→ **The request**
Where a line in the listing below contains the word "React", copy that line.
** BEGIN **
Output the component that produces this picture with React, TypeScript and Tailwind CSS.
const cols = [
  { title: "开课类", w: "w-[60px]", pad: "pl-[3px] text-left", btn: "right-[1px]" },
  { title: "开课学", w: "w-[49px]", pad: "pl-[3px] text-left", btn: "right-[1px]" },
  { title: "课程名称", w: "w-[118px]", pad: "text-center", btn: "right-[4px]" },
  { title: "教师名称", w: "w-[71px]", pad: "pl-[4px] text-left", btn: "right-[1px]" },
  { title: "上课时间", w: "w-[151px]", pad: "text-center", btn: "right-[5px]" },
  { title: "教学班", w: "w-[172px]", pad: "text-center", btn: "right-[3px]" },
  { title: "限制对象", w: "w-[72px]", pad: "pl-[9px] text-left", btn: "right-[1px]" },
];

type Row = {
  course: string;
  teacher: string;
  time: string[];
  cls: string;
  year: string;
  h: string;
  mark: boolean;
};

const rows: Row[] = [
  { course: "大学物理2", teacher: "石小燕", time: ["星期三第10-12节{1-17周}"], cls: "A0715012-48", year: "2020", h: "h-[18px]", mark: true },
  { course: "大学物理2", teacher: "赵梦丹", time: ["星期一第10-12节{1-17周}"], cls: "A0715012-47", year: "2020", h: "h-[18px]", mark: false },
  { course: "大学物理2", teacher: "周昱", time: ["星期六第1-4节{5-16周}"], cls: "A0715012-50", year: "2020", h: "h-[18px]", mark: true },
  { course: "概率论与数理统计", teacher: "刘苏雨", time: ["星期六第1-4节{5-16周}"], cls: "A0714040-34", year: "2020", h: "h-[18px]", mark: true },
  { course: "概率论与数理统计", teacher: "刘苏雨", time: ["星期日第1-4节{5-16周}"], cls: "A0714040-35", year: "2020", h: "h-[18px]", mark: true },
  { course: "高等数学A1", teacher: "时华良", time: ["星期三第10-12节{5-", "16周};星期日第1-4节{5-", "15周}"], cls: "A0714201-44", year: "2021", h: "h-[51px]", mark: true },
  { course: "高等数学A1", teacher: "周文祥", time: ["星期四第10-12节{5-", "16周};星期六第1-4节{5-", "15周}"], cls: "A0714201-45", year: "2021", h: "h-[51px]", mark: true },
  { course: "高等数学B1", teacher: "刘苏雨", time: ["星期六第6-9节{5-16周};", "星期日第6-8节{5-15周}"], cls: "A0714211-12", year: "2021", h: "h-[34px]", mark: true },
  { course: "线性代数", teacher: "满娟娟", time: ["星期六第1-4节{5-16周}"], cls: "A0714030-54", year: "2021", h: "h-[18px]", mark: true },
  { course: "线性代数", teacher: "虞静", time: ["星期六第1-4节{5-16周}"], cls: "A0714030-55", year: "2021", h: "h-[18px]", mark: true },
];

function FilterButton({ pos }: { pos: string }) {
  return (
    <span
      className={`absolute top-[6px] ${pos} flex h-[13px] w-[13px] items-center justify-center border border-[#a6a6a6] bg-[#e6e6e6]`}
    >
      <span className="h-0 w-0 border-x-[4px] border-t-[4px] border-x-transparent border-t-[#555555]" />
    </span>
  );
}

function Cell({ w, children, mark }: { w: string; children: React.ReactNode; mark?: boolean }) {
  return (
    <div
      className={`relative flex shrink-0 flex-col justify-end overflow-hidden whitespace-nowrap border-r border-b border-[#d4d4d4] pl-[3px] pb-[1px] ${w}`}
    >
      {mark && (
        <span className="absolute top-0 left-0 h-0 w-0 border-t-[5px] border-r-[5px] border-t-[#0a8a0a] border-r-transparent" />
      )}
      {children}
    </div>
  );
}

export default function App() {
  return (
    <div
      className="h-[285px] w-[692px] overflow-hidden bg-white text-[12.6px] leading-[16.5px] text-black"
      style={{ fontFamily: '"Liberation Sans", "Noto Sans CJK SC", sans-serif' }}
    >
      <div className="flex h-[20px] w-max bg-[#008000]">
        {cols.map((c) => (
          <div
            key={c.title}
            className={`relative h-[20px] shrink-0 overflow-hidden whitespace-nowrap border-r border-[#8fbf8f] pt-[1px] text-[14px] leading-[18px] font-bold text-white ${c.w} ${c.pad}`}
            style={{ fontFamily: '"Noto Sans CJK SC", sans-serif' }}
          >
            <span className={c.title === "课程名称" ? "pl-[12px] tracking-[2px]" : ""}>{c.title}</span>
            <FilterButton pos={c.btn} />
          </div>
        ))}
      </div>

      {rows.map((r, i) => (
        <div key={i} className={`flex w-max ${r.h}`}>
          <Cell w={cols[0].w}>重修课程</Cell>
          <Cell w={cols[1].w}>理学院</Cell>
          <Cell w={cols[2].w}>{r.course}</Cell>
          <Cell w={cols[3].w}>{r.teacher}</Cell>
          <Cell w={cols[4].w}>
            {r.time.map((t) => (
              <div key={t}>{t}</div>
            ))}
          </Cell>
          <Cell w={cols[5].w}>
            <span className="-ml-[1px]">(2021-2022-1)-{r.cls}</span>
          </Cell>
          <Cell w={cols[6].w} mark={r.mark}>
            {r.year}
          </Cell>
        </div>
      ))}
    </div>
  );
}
** END **
→ **Solution for this problem**
Output the component that produces this picture with React, TypeScript and Tailwind CSS.
function Cell({ w, children, mark }: { w: string; children: React.ReactNode; mark?: boolean }) {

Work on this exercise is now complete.